Yunanistan, Avrupa Birliğinin kaynaklarını nasıl tükettiğini bize her yeri kaplayan otoyol ve sayısını bile tutamadığım uzun tünellerle kanıtlıyordu. İçimi bir ferahlık kaplamıştı. Öyle ya böylesine güzel otobanlarla Adriyatik kıyısına çok rahat ulaşabilirdik. Yolculuğun moladan sonraki üçüncü saatinden itibaren coğrafya ve yollar değişti. Tamamen dağlık bir arazide ve inşaat çalışmaları yeni başlamış otobanların yanından giden yollarda ilerlemeye başladık. Eskiden Maraş’tan Adana’ya seyahat edenlerin Toroslarda yaşadığına benzer, bir anda bir çok dönemecin göründüğü bir tırmanma-inme-tekrar tırmanma sürecine girdik. Birkaç saat sonra, kaptanımızın ‘güzel bir kayak merkezi’ dediği, yine küçük bir restoranda mola verdiğimizde artık zirveye geldiğimizi düşünerek rahatlamıştım.
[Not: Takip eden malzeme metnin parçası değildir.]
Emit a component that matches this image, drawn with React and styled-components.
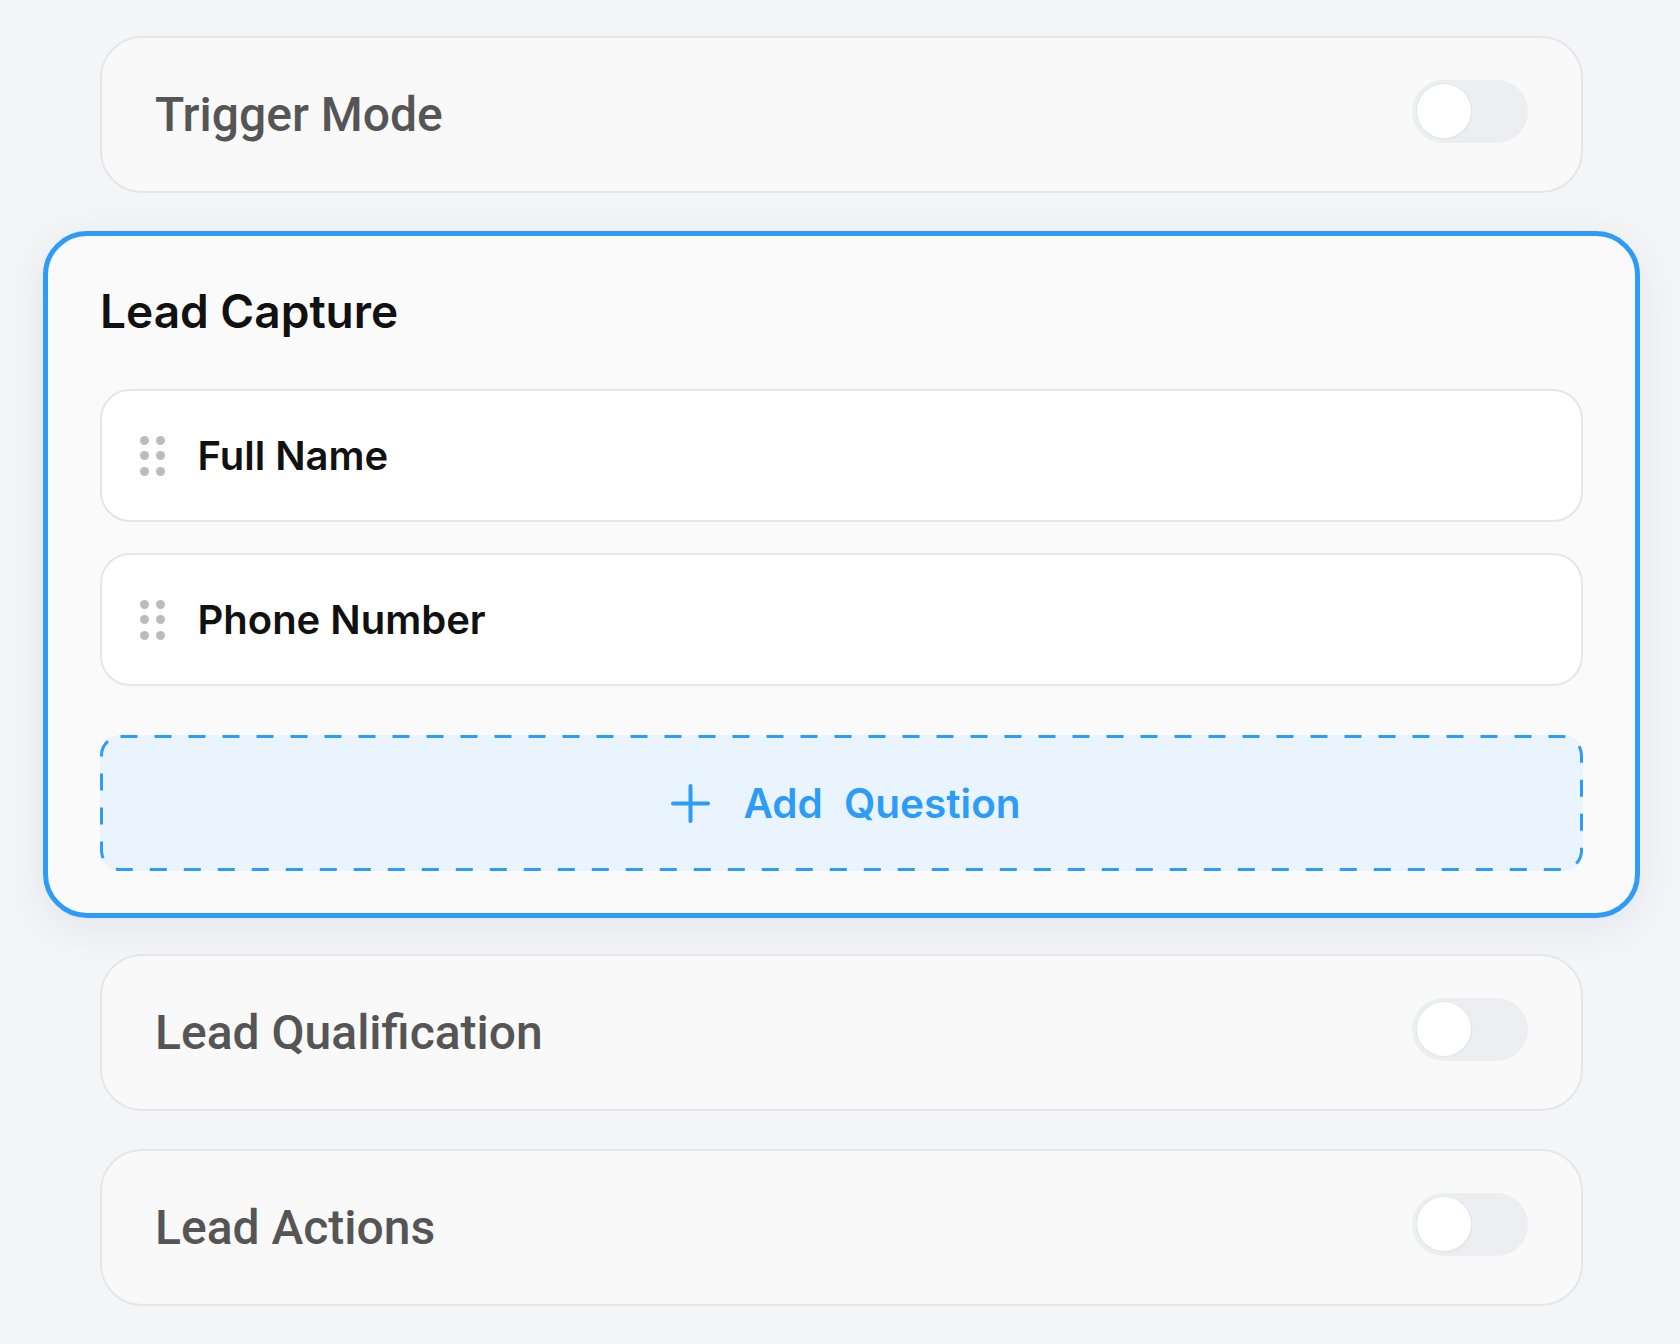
import React from "react";
import styled, { createGlobalStyle } from "styled-components";

const Global = createGlobalStyle`
  html, body { margin: 0; padding: 0; }
  body {
    background: #f4f5f7;
    font-family: "Inter", "Roboto", sans-serif;
    -webkit-font-smoothing: antialiased;
  }
`;

const Page = styled.div`
  width: 1680px;
  min-height: 1344px;
  box-sizing: border-box;
  padding: 36px 97px 0 100px;
  display: flex;
  flex-direction: column;
  gap: 38px;
  background: #f4f5f7;
`;

const Card = styled.div`
  height: 157px;
  box-sizing: border-box;
  border: 2px solid #e4e6e9;
  border-radius: 42px;
  background: #f9f9fa;
  display: flex;
  align-items: center;
  justify-content: space-between;
  padding: 0 53px 0 53px;
`;

const CardLabel = styled.span`
  font-family: "Roboto", sans-serif;
  font-weight: 500;
  font-size: 48px;
  color: #555555;
`;

const Track = styled.div`
  width: 116px;
  height: 63px;
  margin-bottom: 7px;
  box-sizing: border-box;
  border-radius: 32px;
  background: #eceef2;
  padding: 4.5px;
  display: flex;
  align-items: center;
`;

const Thumb = styled.div`
  width: 54px;
  height: 54px;
  border-radius: 50%;
  background: #ffffff;
  box-shadow: 0 0 0 1px #e4e6ea, 1px 1px 2px rgba(0, 0, 0, 0.06);
`;

const ActiveCard = styled.div`
  margin: 0 -57px -2px;
  box-sizing: border-box;
  border: 5px solid #2d9bf8;
  border-radius: 44px;
  background: #fafafa;
  padding: 47px 52px 42px;
  box-shadow: 0 10px 44px rgba(20, 30, 50, 0.07);
  display: flex;
  flex-direction: column;
`;

const Title = styled.h2`
  margin: 0;
  font-family: "Inter", sans-serif;
  font-weight: 600;
  font-size: 46px;
  line-height: 57px;
  color: #111111;
`;

const List = styled.div`
  margin-top: 49px;
  display: flex;
  flex-direction: column;
  gap: 31px;
`;

const Item = styled.div`
  height: 133px;
  box-sizing: border-box;
  border: 2px solid #e4e6e9;
  border-radius: 30px;
  background: #ffffff;
  display: flex;
  align-items: center;
  padding-left: 38px;
  gap: 33px;
`;

const Grip = styled.div`
  display: grid;
  grid-template-columns: repeat(2, 9px);
  grid-auto-rows: 9px;
  column-gap: 6.5px;
  row-gap: 6.5px;
  span {
    display: block;
    width: 9px;
    height: 9px;
    border-radius: 50%;
    background: #bcbcbc;
  }
`;

const ItemLabel = styled.span`
  font-family: "Inter", sans-serif;
  font-weight: 600;
  font-size: 40px;
  color: #111111;
`;

const AddButton = styled.button`
  position: relative;
  margin-top: 49px;
  height: 136px;
  width: 100%;
  border: none;
  border-radius: 20px;
  background: #eaf4fe;
  display: flex;
  align-items: center;
  justify-content: center;
  gap: 33px;
  cursor: pointer;
  padding: 0 0 0 9px;
  svg.dash {
    position: absolute;
    inset: 0;
    width: 100%;
    height: 100%;
    overflow: visible;
  }
`;

const AddText = styled.span`
  font-family: "Inter", sans-serif;
  font-weight: 600;
  font-size: 40.5px;
  color: #2d9bf8;
  word-spacing: 11px;
`;

const Toggle = () => (
  <Track>
    <Thumb />
  </Track>
);

const DragHandle = () => (
  <Grip>
    {Array.from({ length: 6 }).map((_, i) => (
      <span key={i} />
    ))}
  </Grip>
);

export default function App() {
  return (
    <>
      <Global />
      <Page>
        <Card>
          <CardLabel>Trigger Mode</CardLabel>
          <Toggle />
        </Card>
        <ActiveCard>
          <Title>Lead Capture</Title>
          <List>
            <Item>
              <DragHandle />
              <ItemLabel>Full Name</ItemLabel>
            </Item>
            <Item>
              <DragHandle />
              <ItemLabel>Phone Number</ItemLabel>
            </Item>
          </List>
          <AddButton>
            <svg className="dash" preserveAspectRatio="none">
              <rect
                x="1.5"
                y="1.5"
                width="calc(100% - 3px)"
                height="calc(100% - 3px)"
                rx="19"
                ry="19"
                fill="none"
                stroke="#2d9bf8"
                strokeWidth="3"
                strokeDasharray="17 17"
              />
            </svg>
            <svg width="39" height="39" viewBox="0 0 39 39">
              <path
                d="M19.5 2v35M2 19.5h35"
                stroke="#2d9bf8"
                strokeWidth="4"
                strokeLinecap="round"
              />
            </svg>
            <AddText>Add Question</AddText>
          </AddButton>
        </ActiveCard>
        <Card>
          <CardLabel>Lead Qualification</CardLabel>
          <Toggle />
        </Card>
        <Card>
          <CardLabel>Lead Actions</CardLabel>
          <Toggle />
        </Card>
      </Page>
    </>
  );
}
Bu lokantada domuzlar, bifteklerle birlikte car kebabı kıvamında döne döne pişiyorlardı. İri biberlerden oluşan biber dolması dışında yiyecek bir şey bulamadım. Eşim ise her yerde bol bulunacağına dair yanlış bir inanca sahip olduğu yoğurdu bulamayınca hayal kırıklığına uğradı. Allah’tan kayınvalidemin yaprak sarması, eşimin ısrarla buldurduğu kısa bagetlere yaptırdığı sandviçler ve ev yapımı kurabiyelerden oluşan azığımız vardı. Otobüse binince onlara saldırdık.

Zirveden iniş macerasının yarım saat süreceğini beklerken, üçbuçuk saatlik içmeden sarhoş eden bir iniş çıkış ve dönüş macerasına dalıverdik. Yollar öylesine dardı ki, iki katlı otobüsümüzün nasıl döndüğüne ben bile akıl erdiremedim. O sarhoşluk içinde uyuyakalmışım. Uykumda uçurumlarda bir o yana bir bu yana savrulup duruyordum. Meğer başım cama inip duruyormuş.
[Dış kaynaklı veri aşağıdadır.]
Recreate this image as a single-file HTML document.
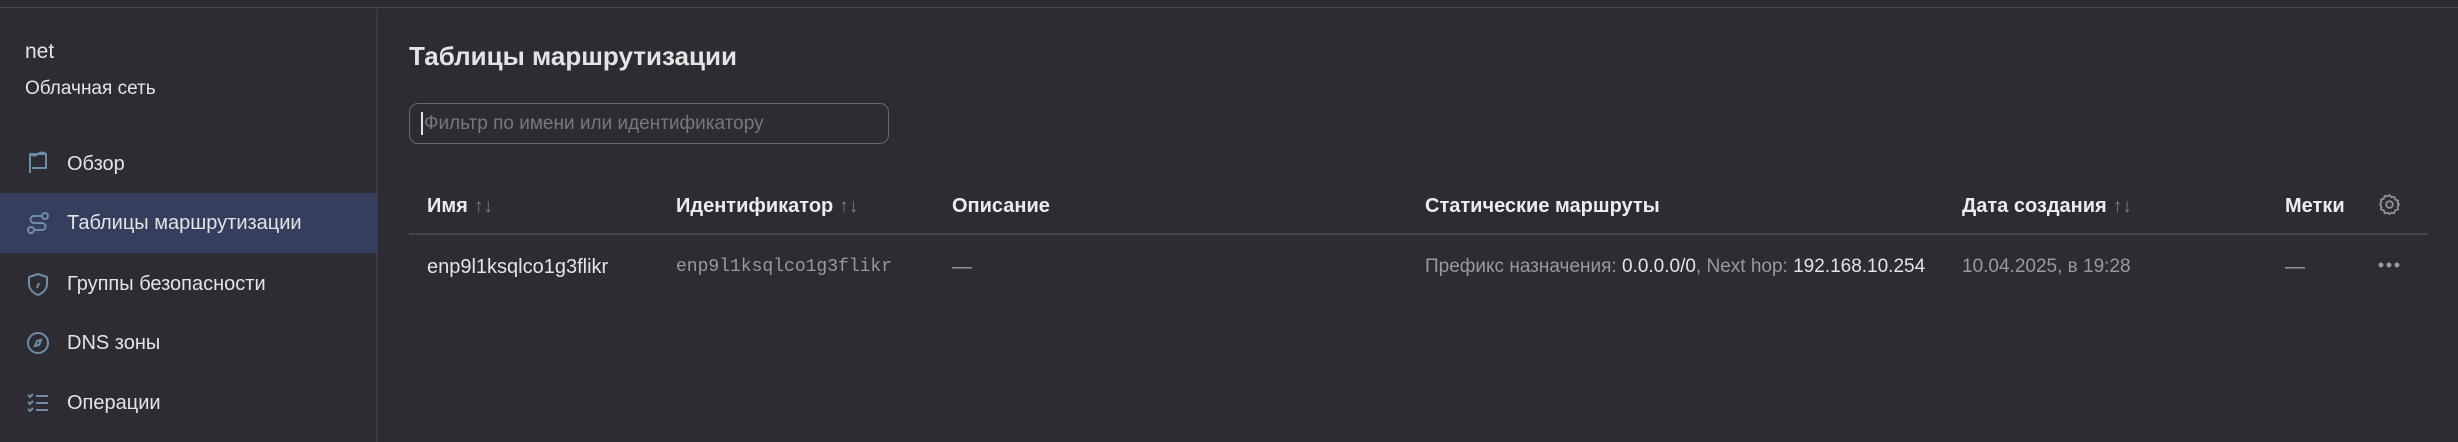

Kaptanın göl şehri olarak tanımladığı Yanya’yı hayal meyal uykuyla karışık anımsıyorum. Sonrası yine dağlık bir yoldu. Ama bütün bu dağlık yol boyunca tünel ve otoyol inşaatları hiç bitmemişti. Avrupa Birliğinin tüm kaynakları tükenene kadar da bitecek gibi görünmüyordu!
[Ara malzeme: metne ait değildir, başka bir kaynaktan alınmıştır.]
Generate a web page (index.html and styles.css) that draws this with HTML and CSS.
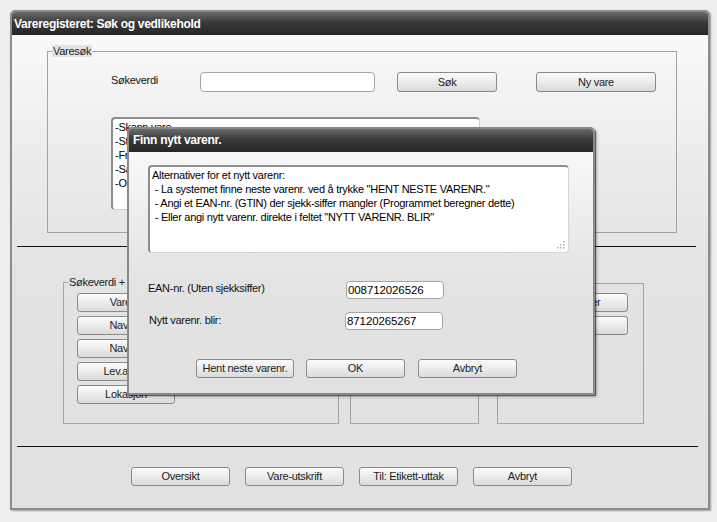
FILE: index.html
```html
<!DOCTYPE html>
<html>
<head>
<meta charset="utf-8">
<link rel="stylesheet" href="styles.css">
</head>
<body>
<div class="window">
  <div class="titlebar">Vareregisteret: Søk og vedlikehold</div>
  <div class="content">
    <fieldset class="group search">
      <legend>Varesøk</legend>
      <div class="search-inner">
        <div class="search-row">
          <span class="lbl">Søkeverdi</span>
          <div class="input search-input"></div>
          <button class="btn btn-sok">Søk</button>
          <button class="btn btn-ny">Ny vare</button>
        </div>
        <div class="listbox">
          <div>-Skann vare</div>
          <div>-Standard søk</div>
          <div>-Fritekst søk</div>
          <div>-Sammensatt søk</div>
          <div>-Oppslag</div>
        </div>
      </div>
    </fieldset>
    <div class="sep"></div>
    <div class="groups">
      <fieldset class="group g1">
        <legend>Søkeverdi + sortering</legend>
        <div class="btn-col g1-col">
          <button class="btn">Varenr.</button>
          <button class="btn">Navn 1</button>
          <button class="btn">Navn 2</button>
          <button class="btn">Lev.art.nr.</button>
          <button class="btn">Lokasjon</button>
        </div>
      </fieldset>
      <fieldset class="group g2"></fieldset>
      <fieldset class="group g3">
        <div class="btn-col">
          <button class="btn">Varelister</button>
          <button class="btn">Lager</button>
        </div>
      </fieldset>
    </div>
    <div class="sep sep2"></div>
    <div class="actions">
      <button class="btn">Oversikt</button>
      <button class="btn">Vare-utskrift</button>
      <button class="btn">Til: Etikett-uttak</button>
      <button class="btn">Avbryt</button>
    </div>
  </div>
</div>

<div class="modal">
  <div class="titlebar modal-title">Finn nytt varenr.</div>
  <div class="modal-body">
    <div class="textarea">
      <div>Alternativer for et nytt varenr:</div>
      <div>&nbsp;- La systemet finne neste varenr. ved å trykke "HENT NESTE VARENR."</div>
      <div>&nbsp;- Angi et EAN-nr. (GTIN) der sjekk-siffer mangler (Programmet beregner dette)</div>
      <div>&nbsp;- Eller angi nytt varenr. direkte i feltet "NYTT VARENR. BLIR"</div>
      <svg class="grip" width="10" height="10" viewBox="0 0 10 10">
        <rect x="8" y="2" width="1.5" height="1.5" fill="#b0b0b0"/>
        <rect x="5" y="5" width="1.5" height="1.5" fill="#b0b0b0"/>
        <rect x="8" y="5" width="1.5" height="1.5" fill="#b0b0b0"/>
        <rect x="2" y="8" width="1.5" height="1.5" fill="#b0b0b0"/>
        <rect x="5" y="8" width="1.5" height="1.5" fill="#b0b0b0"/>
        <rect x="8" y="8" width="1.5" height="1.5" fill="#b0b0b0"/>
      </svg>
    </div>
    <div class="field-row row1">
      <span class="flbl">EAN-nr. (Uten sjekksiffer)</span>
      <div class="input small-input">008712026526</div>
    </div>
    <div class="field-row row2">
      <span class="flbl flbl2">Nytt varenr. blir:</span>
      <div class="input small-input">87120265267</div>
    </div>
    <div class="modal-actions">
      <button class="btn m-hent">Hent neste varenr.</button>
      <button class="btn m-ok">OK</button>
      <button class="btn m-avbryt">Avbryt</button>
    </div>
  </div>
</div>
</body>
</html>
```

FILE: styles.css
```css
* { box-sizing: border-box; }
html, body { margin: 0; padding: 0; }
body {
  width: 717px;
  height: 522px;
  overflow: hidden;
  position: relative;
  background: #eeeeee;
  font-family: "Liberation Sans", Arial, sans-serif;
  font-size: 11px;
  letter-spacing: -0.28px;
  color: #111;
}
.window {
  margin: 10px 0 0 10px;
  width: 700px;
  height: 500px;
  border: 2px solid #8c8c8c;
  border-radius: 5px 5px 0 0;
  box-shadow: 1px 1px 2px rgba(0,0,0,0.35);
  display: flex;
  flex-direction: column;
  overflow: hidden;
}
.titlebar {
  height: 23px;
  flex: none;
  background: linear-gradient(#6b6b6b, #3a3a3a 45%, #262626);
  color: #fff;
  font-weight: bold;
  font-size: 12px;
  letter-spacing: -0.3px;
  line-height: 14px;
  padding: 5px 0 0 2px;
}
.content {
  flex: 1;
  background: linear-gradient(#f9f9f9 0, #ececec 25%, #e3e3e3 50%, #e1e1e1 100%);
  padding: 10px 0 0 5px;
}
.group {
  margin: 0;
  padding: 0;
  min-width: 0;
  border: 1px solid #a3a3a3;
}
.group legend {
  padding: 0 1px;
  margin-left: 4px;
  line-height: 12px;
  height: 12px;
  background: #e3e3e3;
  color: #222;
}
.search {
  margin-left: 30px;
  width: 630px;
  height: 188px;
  padding: 15px 0 0 0;
}
.search-inner { margin-left: 63px; }
.search-row {
  display: flex;
  align-items: flex-start;
}
.lbl {
  width: 89px;
  padding-top: 2px;
  line-height: 13px;
  color: #111;
}
.input {
  background: #fff;
  border: 1px solid #a5a5a5;
  border-radius: 4px;
  height: 20px;
  line-height: 18px;
  padding-left: 1px;
  font-size: 11.5px;
  letter-spacing: -0.1px;
  color: #000;
}
.search-input { width: 175px; }
.btn {
  font-family: "Liberation Sans", Arial, sans-serif;
  font-size: 11px;
  letter-spacing: -0.28px;
  color: #1c1c1c;
  height: 19px;
  width: 98px;
  padding: 0;
  line-height: 17px;
  text-align: center;
  border: 1px solid #8a8a8a;
  border-radius: 3px;
  background: linear-gradient(#fbfbfb, #ececec 50%, #dadada);
  white-space: nowrap;
  overflow: hidden;
}
.btn-sok { margin-left: 22px; width: 100px; height: 20px; }
.btn-ny { margin-left: 39px; width: 120px; height: 20px; }
.listbox {
  margin-top: 25px;
  width: 369px;
  height: 93px;
  background: #fff;
  border: 1px solid #d0d0d0;
  border-top: 2px solid #8e8e8e;
  border-left: 2px solid #8e8e8e;
  border-radius: 4px;
  padding: 1px 0 0 2px;
  line-height: 14px;
  color: #000;
}
.sep {
  margin-top: 13px;
  width: 679px;
  height: 1px;
  background: #111;
}
.groups {
  display: flex;
  align-items: flex-start;
  margin-top: 29px;
}
.g1 {
  margin-left: 46px;
  width: 276px;
  height: 148px;
  padding: 5px 0 0 0;
}
.g1-col { margin-left: 13px; }
.g2 {
  margin-top: 6px;
  margin-left: 11px;
  width: 129px;
  height: 142px;
}
.g3 {
  margin-top: 7px;
  margin-left: 18px;
  width: 147px;
  height: 141px;
  padding: 9px 0 0 32px;
}
.btn-col {
  display: flex;
  flex-direction: column;
  gap: 4px;
}
.sep2 {
  margin-top: 22px;
  width: 681px;
}
.actions {
  display: flex;
  gap: 15px;
  margin-top: 20px;
  padding-left: 114px;
}
.actions .btn { width: 99px; }

.modal {
  position: absolute;
  left: 127px;
  top: 127px;
  width: 468px;
  height: 268px;
  border: 2px solid #8a8a8a;
  border-radius: 5px 5px 0 0;
  box-shadow: 1px 1px 1px rgba(0,0,0,0.55), 2px 2px 3px rgba(0,0,0,0.25);
  display: flex;
  flex-direction: column;
  overflow: hidden;
}
.modal-title {
  height: 23px;
  padding: 4px 0 0 4px;
}
.modal-body {
  flex: 1;
  background: linear-gradient(#f8f8f8 0, #ececec 30%, #e3e3e3 55%, #e1e1e1 100%);
  padding: 13px 0 0 19px;
}
.textarea {
  position: relative;
  width: 421px;
  height: 88px;
  background: #fff;
  border: 1px solid #d6d6d6;
  border-top: 2px solid #8e8e8e;
  border-left: 2px solid #8e8e8e;
  border-radius: 4px;
  padding: 1px 0 0 2px;
  line-height: 14px;
  color: #000;
}
.grip {
  position: absolute;
  right: 3px;
  bottom: 3px;
}
.field-row {
  display: flex;
  align-items: flex-start;
}
.row1 { margin-top: 28px; }
.row2 { margin-top: 13px; }
.flbl {
  width: 198px;
  line-height: 13px;
  padding-top: 1px;
  color: #111;
}
.flbl2 { padding-left: 1px; width: 197px; padding-top: 2px; }
.small-input {
  width: 98px;
  height: 18px;
  line-height: 16px;
  padding-left: 1px;
}
.modal-actions {
  display: flex;
  margin-top: 29px;
  padding-left: 48px;
}
.m-ok { margin-left: 12px; width: 99px; }
.m-avbryt { margin-left: 13px; width: 99px; }
```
* Kültürel ve coğrafi bilgilerle, yer isimleriyle ve tarihsel anekdotlarla zenginleştirilmiş bir gezi yazısı umanları peşinen uyarayım: maalesef bu öyle bir yazı değil. Bu daha çok ‘bir şekilde Londra’ya ulaşayım da nasıl olursa öyle olsun diyen, dolaysıyla ön hazırlık yapmamış ve Avrupa’nın o bölgesini hiç tanımayan bir amatörün, ‘cahil yolcu’nun günlüğü. Bunun için peşinen özür diliyorum.

 
Toplam blog
: 51
: 2739
Kayıt tarihi
: 15.07.06
 
 

1961 yılında Çorum’un Osmancık ilçesinde dünyaya geldim. İstanbul Üniversitesi Hukuk Fakültesinde li..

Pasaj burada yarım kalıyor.